Piggy bank, percent sign indicating Interest rate and small model of a house.

Making the Best of Low Interest Rates

by Mary E. McCraw, CFP®

In 2012 and 2016, I wrote about refinancing as we were experiencing very low mortgage rates. After bumping higher the last two years, we are happy to see that mortgage rates are once again low. If you missed it a few years ago, this is a reminder to consider refinancing your mortgage now to take advantage. According to a local lender, current mortgage rates range from 3% to 3.375% for 15-year loans and 3.5% to 4% for 30-year loans (rates subject to change daily). On the flip side, it is challenging to find a decent interest rate on a savings account. Below are some tips to minimize interest on loans and maximize interest on bank accounts.


It is important to know both the upfront costs involved in the loan and the rate for a new loan. You can then calculate how long it would take to recoup those upfront costs. It will vary based on your situation and how long you plan to stay in your home whether or not the refinance makes sense. If you have a home equity line of credit with a variable rate, consider locking that in at a low fixed rate. This is especially important if it will take several years to pay off.

Refinancing can also be helpful to shorten the life of your mortgage. We strongly recommend having your mortgage paid off prior to retirement. If you are planning to retire in 17 years and have 25 years remaining on your mortgage, now would be an excellent time to refinance to a 15-year mortgage. If your timeframe is shorter, a 10-year mortgage is an option. We recommend a 30-year mortgage for younger clients who need the additional cash flow for other goals and have time to pay it off.
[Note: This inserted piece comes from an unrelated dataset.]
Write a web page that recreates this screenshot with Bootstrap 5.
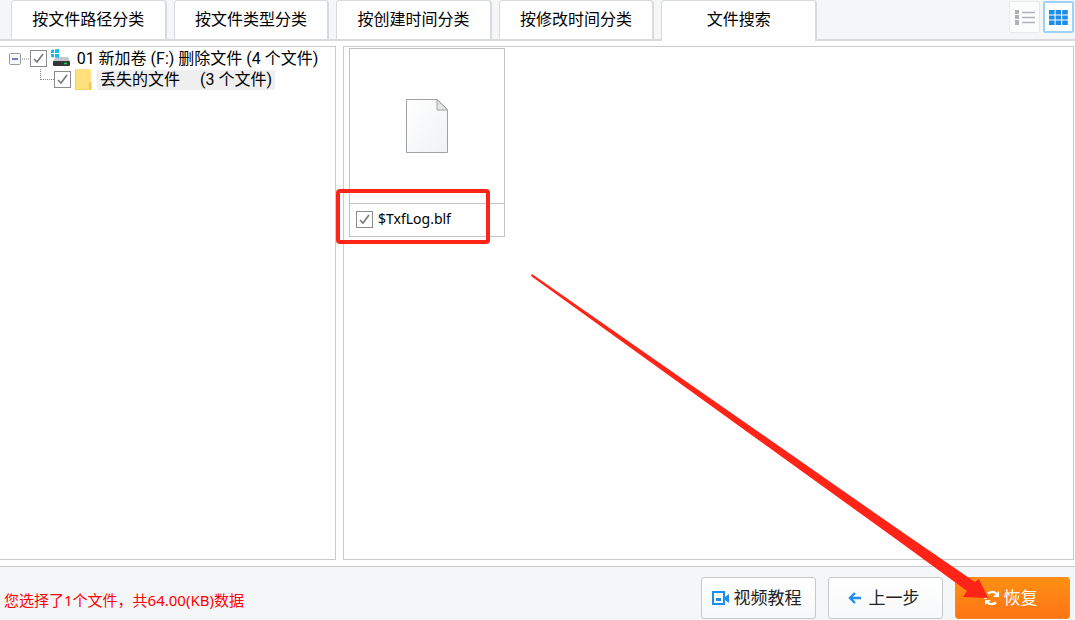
<!DOCTYPE html>
<html lang="zh-CN">
<head>
<meta charset="utf-8">
<meta name="viewport" content="width=device-width, initial-scale=1">
<title>文件搜索</title>
<link href="https://cdn.jsdelivr.net/npm/bootstrap@5.3.0/dist/css/bootstrap.min.css" rel="stylesheet">
<style>
  body { font: 16px/20px "Noto Sans", "Noto Sans CJK SC", sans-serif; color: #000; background: #fff; }
  .app { min-height: 100vh; }
  .top-bar { background: #f5f6f8; height: 41px; padding: 0 1px 0 11px; border-bottom: 2px solid #d8dadd; }
  .tab-strip { flex: 0 1 806px; gap: 7px; border: 0; height: 41px; }
  .tab-strip .nav-link { height: 39px; padding: 0 0 2px; margin: 0; color: #000; background: #fff; border: 2px solid #d8dadd; border-width: 1px 2px 0 1px; border-radius: 4px 4px 0 0; white-space: nowrap; }
  .tab-strip .nav-link.active { height: 41px; padding-bottom: 4px; border-color: #d8dadd; }
  .view-btn { width: 31px; height: 32px; padding: 0; border: 1px solid #e6e8ea; border-radius: 2px; background: #fbfcfc; line-height: 1; }
  .view-btn.active { border: 2px solid #9fd2fb; background: #fff; }
  .view-btn svg, .act svg { display: block; }
  .view-switch { gap: 3px; padding-top: 1px; }
  .panes { gap: 7px; padding: 5px 1px 6px 0; }
  .pane { border: 1px solid #c8cacc; background: #fff; }
  .tree-pane { flex: 0 0 336px; border-left: 0; padding: 1px 0 0 9px; font-family: Roboto, "Noto Sans CJK SC", sans-serif; }
  .tree-row { height: 21px; }
  .tree-row-sub { padding-left: 25px; }
  .twig { flex: none; }
  .tick { appearance: none; flex: none; width: 17px; height: 17px; margin: 0; border: 1px solid #8c8c8c; background: #fff; }
  .tick:checked { background: #fff url("data:image/svg+xml,%3Csvg xmlns='http://www.w3.org/2000/svg' viewBox='0 0 15 15'%3E%3Cpath d='M3 8l3 3 6-8' fill='none' stroke='%23777' stroke-width='1.6'/%3E%3C/svg%3E"); }
  .picked { background: #efefef; padding: 0 3px; margin-left: 4px; }
  .tile { position: relative; width: 156px; margin: 1px 0 0 5px; border: 1px solid #c4c4c4; }
  .thumb { height: 154px; }
  .tile-name { height: 33px; padding: 0 0 2px 6px; gap: 5px; border-top: 1px solid #c4c4c4; font-size: 14px; }
  .mark-box { position: absolute; left: -14px; top: 140px; width: 154px; height: 55px; border: 4px solid #ff2318; border-radius: 4px; pointer-events: none; }
  .foot { background: #f5f6f8; border-top: 1px solid #c8cacc; height: 54px; padding: 0 5px 0 4px; }
  .note { color: #f00; font-size: 15px; padding-top: 12px; }
  .acts { gap: 12px; }
  .act { width: 115px; height: 42px; padding: 0 4px 0 0; gap: 4px; font-size: 17px; line-height: 24px; color: #222; border: 1px solid #c6c9cc; border-radius: 3px; background: linear-gradient(#fff, #f7f8f9); }
  .act-go, .act-go:hover { color: #fff; border-color: #f98a2c; background: linear-gradient(#ff9013, #ff7415); }
  .arrow { position: absolute; right: 86px; bottom: 20px; pointer-events: none; }
</style>
</head>
<body>
<div class="app d-flex flex-column position-relative overflow-hidden">
  <header class="top-bar d-flex">
    <nav class="tab-strip nav nav-tabs flex-nowrap" aria-label="分类">
      <a class="nav-link flex-fill w-100 d-flex align-items-center justify-content-center" href="#">按文件路径分类</a>
      <a class="nav-link flex-fill w-100 d-flex align-items-center justify-content-center" href="#">按文件类型分类</a>
      <a class="nav-link flex-fill w-100 d-flex align-items-center justify-content-center" href="#">按创建时间分类</a>
      <a class="nav-link flex-fill w-100 d-flex align-items-center justify-content-center" href="#">按修改时间分类</a>
      <a class="nav-link active flex-fill w-100 d-flex align-items-center justify-content-center" href="#" aria-current="page">文件搜索</a>
    </nav>
    <div class="view-switch d-flex ms-auto align-items-start">
      <button type="button" class="view-btn btn d-flex align-items-center justify-content-center" aria-label="列表">
        <svg width="20" height="15" viewBox="0 0 20 15"><path d="M0 0h4v4H0zM0 5h4v4H0zM0 10h4v5H0z" fill="#aeb2b8"/><path d="M7 2.500h13M7 7.500h13M7 12.500h13" stroke="#aeb2b8" stroke-width="1.300"/></svg>
      </button>
      <button type="button" class="view-btn btn active d-flex align-items-center justify-content-center" aria-label="缩略图">
        <svg width="19" height="15" viewBox="0 0 19 15" fill="#1d8ee8"><path d="M0 0h5.600v4.400H0zM6.600 0h5.600v4.400H6.600zM13.200 0h5.600v4.400h-5.600zM0 5.400h5.600v4.200H0zM6.600 5.400h5.600v4.200H6.600zM13.200 5.400h5.600v4.200h-5.600zM0 10.600h5.600V15H0zM6.600 10.600h5.600V15H6.600zM13.200 10.600h5.600V15h-5.600z"/></svg>
      </button>
    </div>
  </header>

  <main class="panes d-flex flex-grow-1">
    <section class="pane tree-pane">
      <div class="tree-row d-flex align-items-center">
        <svg class="twig" width="21" height="21" viewBox="0 0 21 21"><rect x=".5" y="5.500" width="11" height="11" rx="1" fill="#f7f7f7" stroke="#999"/><path d="M3 11h6" stroke="#3850a0" stroke-width="1.400"/><path d="M13 11h8" stroke="#888" stroke-dasharray="1 1"/></svg>
        <input class="tick" type="checkbox" id="vol" checked>
        <svg class="twig ms-1" width="20" height="19" viewBox="0 0 20 19"><path d="M0 1l3-.5v3.500H0zM4 .5l4-.5v4H4zM0 5h3v3.500L0 8zM4 5h4v4l-4-.5z" fill="#16b9f3"/><path d="M8 8h9l2 4H2l2-3h4z" fill="#c5c8cb"/><rect x="2" y="12" width="17" height="5" rx="1" fill="#34383b"/><path d="M13 14.500h3" stroke="#2ad34b" stroke-width="1.600"/></svg>
        <label for="vol" class="ms-1 text-nowrap">&hairsp;01 新加卷 (F:) 删除文件 (4 个文件)</label>
      </div>
      <div class="tree-row tree-row-sub d-flex align-items-center">
        <svg class="twig" width="20" height="21" viewBox="0 0 20 21"><path d="M6.500 0v11M7 10.500h13" fill="none" stroke="#888" stroke-dasharray="1 1"/></svg>
        <input class="tick" type="checkbox" id="lost" checked>
        <svg class="twig ms-1" width="18" height="21" viewBox="0 0 18 21"><path d="M1 0h14q1 0 1 1v12h1v7q0 1-1 1H1q-1 0-1-1V1q0-1 1-1z" fill="#ffe07d"/><path d="M14 20v-6q0-1 2-1v7z" fill="#f2c94f"/><path d="M.5 .5v20H16" fill="none" stroke="#f5d161"/></svg>
        <label for="lost" class="picked text-nowrap">丢失的文件<span class="ms-3 ps-1">(3 个文件)</span></label>
      </div>
    </section>

    <section class="pane flex-grow-1">
      <div class="tile">
        <div class="thumb d-flex align-items-center justify-content-center">
          <svg width="42" height="56" viewBox="0 0 42 56"><defs><linearGradient id="paper" x1="0" y1="0" x2="1" y2="1"><stop offset="0" stop-color="#fff"/><stop offset="1" stop-color="#f0f2f4"/></linearGradient></defs><path d="M.5 1.500h31l10 10v43H.5z" fill="url(#paper)" stroke="#a2a2a2"/><path d="M31 1.500v10.500h10.500z" fill="#e6e6e6" stroke="#a2a2a2"/></svg>
        </div>
        <div class="tile-name d-flex align-items-center">
          <input class="tick" type="checkbox" id="blf" checked>
          <label for="blf">$TxfLog.blf</label>
        </div>
        <div class="mark-box"></div>
      </div>
    </section>
  </main>

  <footer class="foot d-flex align-items-center">
    <div class="note flex-grow-1 text-nowrap">您选择了1个文件，共64.00(KB)数据</div>
    <div class="acts d-flex pt-2">
      <button type="button" class="act btn d-flex align-items-center justify-content-center">
        <svg width="18" height="14" viewBox="0 0 18 14"><path d="M1 1h11v12H1z" fill="none" stroke="#1e8fee" stroke-width="2"/><path d="M4 7h5v3H4z" fill="#1e8fee"/><path d="M12 6h1l4-3v9l-4-3h-1z" fill="#1e8fee"/></svg>视频教程</button>
      <button type="button" class="act btn d-flex align-items-center justify-content-center">
        <svg width="17" height="14" viewBox="0 0 17 14"><path d="M13 7H2M7 2L2 7l5 5" fill="none" stroke="#1e8fee" stroke-width="2.400"/></svg>上一步</button>
      <button type="button" class="act act-go btn d-flex align-items-center justify-content-center">
        <svg width="16" height="16" viewBox="0 0 16 16"><path d="M4 3.500Q9 0 13 4M12 12.500Q7 16 3 12M1.500 6v3" fill="none" stroke="#fff" stroke-width="2.400"/><path d="M15 1v6H9zM1 15v-5h6z" fill="#fff"/></svg>恢复</button>
    </div>
  </footer>

  <svg class="arrow" width="460" height="328" viewBox="0 0 460 328"><path d="M3 2L371 258.500 446 310 450 307 459 326 434 325 438 319 371 270 2 4z" fill="#ff2318"/></svg>
</div>
<script src="https://cdn.jsdelivr.net/npm/bootstrap@5.3.0/dist/js/bootstrap.bundle.min.js"></script>
</body>
</html>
We know sometimes clients put off a refinance due to the hassle factor of getting it done. In our experience using local lenders, refinancing can be a painless process. The lenders that have worked with our clients are available to meet face to face (or do everything remotely if preferred) and work to minimize that hassle factor.

Savings Accounts

As for interest rates on savings accounts, the highest we’ve consistently seen are the online only banks (Ally Bank, Capital One, etc.). Right now those savings accounts are paying around 2% interest with no fees or minimums. While you can’t visit a local branch, these accounts can be linked to local checking accounts with electronic money transfers to access cash. If you prefer a local bank, check around for savings accounts (or even checking accounts) that have high interest rates. If you bank locally, it never hurts to ask if there is an account available with a higher interest rate. Based on the current rate environment, we do not recommend locking up funds in CDs right now.